Dans la même optique, les juges, les syndics de faillite, les avocats et les notaires, notamment, ne peuvent distribuer des produits d’assurance.

La loi c’est la loi

Le nouveau Règlement sur l’exercice des activités des représentants est devenu effectif le 22 octobre dernier. Des conseillers qui l’ignoraient ont, depuis cette date, conclu des contrats d’assurance sans se plier aux nouvelles conditions.

Que peuvent-ils faire pour se conformer à la loi? Reprendre le processus de vente avec les clients qui ont déjà signé? Ce n’est pas nécessaire. Mais l’AMF dit que, s’il y a eu « oubli » quant à la signature et à la remise de certains documents, les conseillers devraient remédier à la situation sans délai. En effet, les nouvelles dispositions « sont en vigueur depuis le 22 octobre dernier et doivent être respectées depuis cette date ».

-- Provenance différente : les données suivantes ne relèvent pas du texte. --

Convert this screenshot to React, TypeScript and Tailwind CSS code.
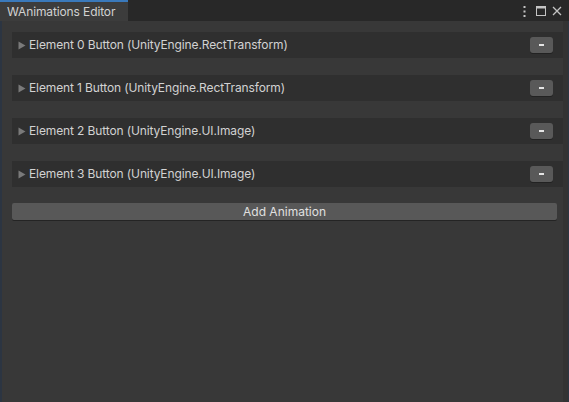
import React from "react";

const elements = [
  "Element 0 Button (UnityEngine.RectTransform)",
  "Element 1 Button (UnityEngine.RectTransform)",
  "Element 2 Button (UnityEngine.UI.Image)",
  "Element 3 Button (UnityEngine.UI.Image)",
];

function Foldout({ label }: { label: string }) {
  return (
    <div className="flex h-[26px] items-center bg-[#2f2f2f] pl-[6px] pr-[10px]">
      <svg width="8" height="9" viewBox="0 0 8 9" className="mr-[3px]">
        <path d="M0.5 0.5 L7.5 4.5 L0.5 8.5 Z" fill="#7a7a7a" />
      </svg>
      <span className="flex-1 text-[12px] tracking-[-0.01em] text-[#d2d2d2] leading-none">{label}</span>
      <button className="flex h-[16px] w-[23px] items-center justify-center rounded-[3px] bg-[#595959] shadow-[0_1px_0_#222]">
        <span className="block h-[1.5px] w-[5px] bg-[#e4e4e4]" />
      </button>
    </div>
  );
}

export default function App() {
  return (
    <div
      className="flex h-[402px] w-[569px] flex-col bg-[#383838]"
      style={{ fontFamily: "Inter, 'Noto Sans', sans-serif" }}
    >
      {/* tab strip */}
      <div className="flex h-[21px] items-stretch bg-[#282828]">
        <div className="flex w-[128px] flex-col bg-[#3c3c3c]">
          <div className="h-[2px] bg-[#3a79bb]" />
          <div className="flex flex-1 items-center pl-[7px] text-[12px] tracking-[-0.01em] text-[#d2d2d2]">
            WAnimations Editor
          </div>
        </div>
        <div className="flex-1" />
        <div className="flex items-center pr-[7px] pt-[1px]">
          <svg width="3" height="11" viewBox="0 0 3 11" className="mr-[10px]">
            <rect x="0.5" y="0" width="2" height="2" fill="#c4c4c4" />
            <rect x="0.5" y="4.5" width="2" height="2" fill="#c4c4c4" />
            <rect x="0.5" y="9" width="2" height="2" fill="#c4c4c4" />
          </svg>
          <svg width="10" height="10" viewBox="0 0 10 10" className="mr-[6px]">
            <rect x="0.5" y="0.5" width="9" height="9" fill="none" stroke="#c4c4c4" />
            <rect x="0.5" y="0.5" width="9" height="2" fill="#c4c4c4" />
          </svg>
          <svg width="10" height="10" viewBox="0 0 10 10">
            <path d="M1 1 L9 9 M9 1 L1 9" stroke="#c4c4c4" strokeWidth="1.3" />
          </svg>
        </div>
      </div>

      {/* panel body */}
      <div className="flex flex-1 border-l-[2px] border-l-[#2c3542]">
        <div className="flex flex-1 flex-col pl-[10px] pt-[11px]">
          <div className="flex flex-col gap-[17px]">
            {elements.map((e) => (
              <Foldout key={e} label={e} />
            ))}
          </div>
          <button className="mr-[6px] mt-[16px] flex h-[17px] items-center justify-center rounded-[2px] bg-[#585858] text-[12px] text-[#e0e0e0] shadow-[0_1px_0_#242424]">
            Add Animation
          </button>
        </div>
        <div className="w-[6px] bg-[#333333] border-r border-r-[#2c3542]" />
      </div>
    </div>
  );
}
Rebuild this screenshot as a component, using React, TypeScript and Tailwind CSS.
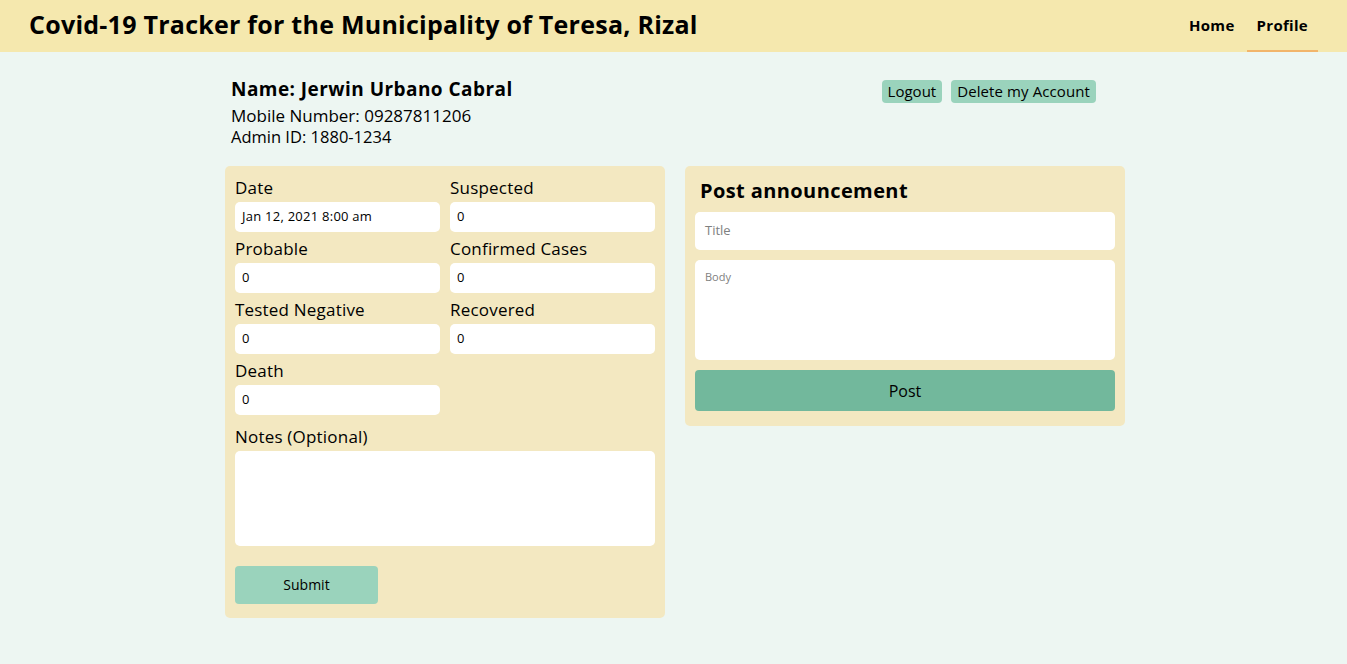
import React from "react";

const font = { fontFamily: '"Open Sans", "Liberation Sans", sans-serif' };

function Field({ label, value }: { label: string; value: string }) {
  return (
    <div className="flex flex-col">
      <label className="text-[17px] leading-[22px] tracking-[0.2px] mb-[3px] text-black">{label}</label>
      <div className="h-[30px] rounded-[5px] bg-white flex items-center pl-[7px] text-[13px] tracking-[0.25px] text-black">{value}</div>
    </div>
  );
}

export default function App() {
  return (
    <div className="min-h-[664px] bg-[#edf6f2] text-black" style={font}>
      <header className="h-[52px] bg-[#f5e8ae] flex items-center justify-between pl-[29px] pr-[29px]">
        <h1 className="text-[25px] font-bold tracking-[0.25px] -mt-[2px]">Covid-19 Tracker for the Municipality of Teresa, Rizal</h1>
        <nav className="flex h-full items-stretch text-[15px] font-bold tracking-[0.3px]">
          <a className="flex items-center px-[10px] border-b-2 border-transparent">Home</a>
          <a className="flex items-center px-[10px] ml-[2px] border-b-2 border-[#f2b56b]">Profile</a>
        </nav>
      </header>

      <main className="w-[900px] ml-[225px] pt-[27px]">
        <div className="flex justify-between pl-[6px] pr-[29px]">
          <div>
            <div className="text-[19px] leading-[20px] font-bold tracking-[0.45px]">Name: Jerwin Urbano Cabral</div>
            <div className="text-[17px] leading-[21px] mt-[6px]">Mobile Number: 09287811206</div>
            <div className="text-[16.5px] leading-[21px]">Admin ID: 1880-1234</div>
          </div>
          <div className="flex gap-[9px] items-start pt-[1px]">
            <button className="h-[23px] px-[6px] rounded-[4px] bg-[#9ad3bc] text-[15px] leading-[23px]">Logout</button>
            <button className="h-[23px] px-[6px] rounded-[4px] bg-[#9ad3bc] text-[15px] leading-[23px] tracking-[0.1px]">Delete my Account</button>
          </div>
        </div>

        <div className="flex gap-[20px] mt-[19px] items-start">
          <div className="w-[440px] bg-[#f3e8c1] rounded-[5px] px-[10px] pt-[11px] pb-[14px]">
            <div className="grid grid-cols-2 gap-x-[10px] gap-y-[6px]">
              <Field label="Date" value="Jan 12, 2021 8:00 am" />
              <Field label="Suspected" value="0" />
              <Field label="Probable" value="0" />
              <Field label="Confirmed Cases" value="0" />
              <Field label="Tested Negative" value="0" />
              <Field label="Recovered" value="0" />
              <Field label="Death" value="0" />
            </div>
            <div className="mt-[11px] mb-[3px] text-[17px] leading-[22px] tracking-[0.2px]">Notes (Optional)</div>
            <div className="h-[95px] bg-white rounded-[5px]"></div>
            <button className="mt-[20px] w-[143px] h-[38px] rounded-[4px] bg-[#9ad3bc] text-[14px] leading-[36px]">Submit</button>
          </div>

          <div className="w-[440px] bg-[#f3e8c1] rounded-[5px] px-[10px] pt-[12px] pb-[15px]">
            <h2 className="text-[20px] leading-[26px] font-bold tracking-[0.4px] pl-[5px]">Post announcement</h2>
            <div className="mt-[8px] h-[38px] bg-white rounded-[5px] flex items-center pl-[10px] text-[13px] text-[#808080]">Title</div>
            <div className="mt-[10px] h-[100px] bg-white rounded-[5px] pl-[10px] pt-[9px] text-[11px] text-[#808080]">Body</div>
            <button className="mt-[10px] w-full h-[41px] rounded-[4px] bg-[#72b89c] text-[16px]">Post</button>
          </div>
        </div>
      </main>
    </div>
  );
}
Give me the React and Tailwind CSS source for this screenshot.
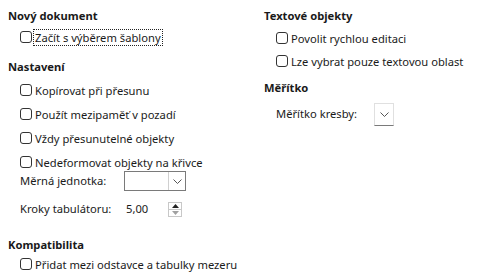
import React from 'react';

const font = { fontFamily: '"Noto Sans", "Segoe UI", sans-serif' };

function Check({ label, focused }) {
  return (
    <div className="flex items-center h-full whitespace-nowrap">
      <span className="w-[12px] h-[12px] rounded-[3px] border border-[#333] bg-white shrink-0" />
      <span
        className={`ml-[2px] leading-[15px] px-[1px] ${focused ? 'outline outline-1 outline-dotted outline-[#222]' : ''}`}
      >
        {label}
      </span>
    </div>
  );
}

function Heading({ children, className = '' }) {
  return <div className={`flex items-center font-bold whitespace-nowrap ${className}`}>{children}</div>;
}

function Chevron({ className = '' }) {
  return (
    <svg width="9" height="5" viewBox="0 0 9 5" className={className}>
      <path d="M0.5 0.5 L4.5 4.5 L8.5 0.5" fill="none" stroke="#555" strokeWidth="1" />
    </svg>
  );
}

export default function App() {
  return (
    <div className="w-[477px] h-[280px] bg-white text-[11.2px] text-[#1a1a1a] flex overflow-hidden" style={font}>
      {/* left column */}
      <div className="w-[264px] pl-[8px] pt-[6px] flex flex-col">
        <Heading className="h-[20px]">Nový dokument</Heading>
        <div className="h-[22px] pl-[12px]">
          <Check label="Začít s výběrem šablony" focused />
        </div>

        <Heading className="h-[20px] mt-[9px]">Nastavení</Heading>
        <div className="mt-[1px] pl-[12px] flex flex-col">
          {['Kopírovat při přesunu', 'Použít mezipaměť v pozadí', 'Vždy přesunutelné objekty', 'Nedeformovat objekty na křivce'].map(t => (
            <div key={t} className="h-[24px]">
              <Check label={t} />
            </div>
          ))}
        </div>

        <div className="h-[22px] mt-[-4px] pl-[12px] flex items-center">
          <span className="w-[104px]">Měrná jednotka:</span>
          <div className="w-[62px] h-[20px] border border-[#7a7a7a] bg-white flex justify-end">
            <div className="w-[17px] h-full border-l border-[#d0d0d0] flex items-center justify-center">
              <Chevron />
            </div>
          </div>
        </div>

        <div className="h-[22px] mt-[6px] pl-[12px] flex items-center">
          <span className="w-[104px]">Kroky tabulátoru:</span>
          <div className="w-[58px] h-[19px] bg-white flex items-center">
            <span className="pl-[2px] flex-1">5,00</span>
            <div className="w-[14px] h-[15px] flex flex-col border border-[#c8c8c8]">
              <div className="flex-1 flex items-center justify-center border-b border-[#c8c8c8]">
                <svg width="7" height="4" viewBox="0 0 7 4"><path d="M0 4 L3.5 0 L7 4 Z" fill="#222" /></svg>
              </div>
              <div className="flex-1 flex items-center justify-center">
                <svg width="7" height="4" viewBox="0 0 7 4"><path d="M0 0 L3.5 4 L7 0 Z" fill="#a0a0a0" /></svg>
              </div>
            </div>
          </div>
        </div>

        <Heading className="h-[18px] mt-[16px]">Kompatibilita</Heading>
        <div className="h-[20px] pl-[12px]">
          <Check label="Přidat mezi odstavce a tabulky mezeru" />
        </div>
      </div>

      {/* right column */}
      <div className="flex-1 pt-[6px] flex flex-col">
        <Heading className="h-[20px]">Textové objekty</Heading>
        <div className="h-[22px] mt-[1px] pl-[12px]">
          <Check label="Povolit rychlou editaci" />
        </div>
        <div className="h-[22px] mt-[1px] pl-[12px]">
          <Check label="Lze vybrat pouze textovou oblast" />
        </div>

        <Heading className="h-[20px] mt-[6px]">Měřítko</Heading>
        <div className="h-[24px] mt-[4px] pl-[12px] flex items-center">
          <span className="w-[98px]">Měřítko kresby:</span>
          <div className="w-[20px] h-[23px] bg-white border border-[#e0e0e0] border-b-[#7a7a7a] flex items-center justify-center">
            <Chevron />
          </div>
        </div>
      </div>
    </div>
  );
}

Enfin, la Chambre et l’AMF s’étonnent de la surprise des conseillers en sécurité financière qui disent avoir appris, à la fin d’octobre seulement, la mise en application des changements réglementaires.

« Les propositions de modifications ont fait l’objet d’une consultation publique de 45 jours à l’automne 2011 », rappelle l’AMF. Tous les détails ont été publiés dans le Bulletin de l’Autorité, dans son édition du 2 septembre 2011. En plus, après cette consultation, l’AMF a rencontré l’industrie à quelques reprises dans l’élaboration de ses travaux.

En même temps, l’organisme de réglementation a publié un avis d’interprétation et le Guide des règles sur les cartes professionnelles et les autres représentations pour « aider les représentants à comprendre les modifications ».

De son côté, la Chambre a publié un article complet sur le sujet dans l’édition de juin-juillet-août 2012 de son magazine Sécurité financière.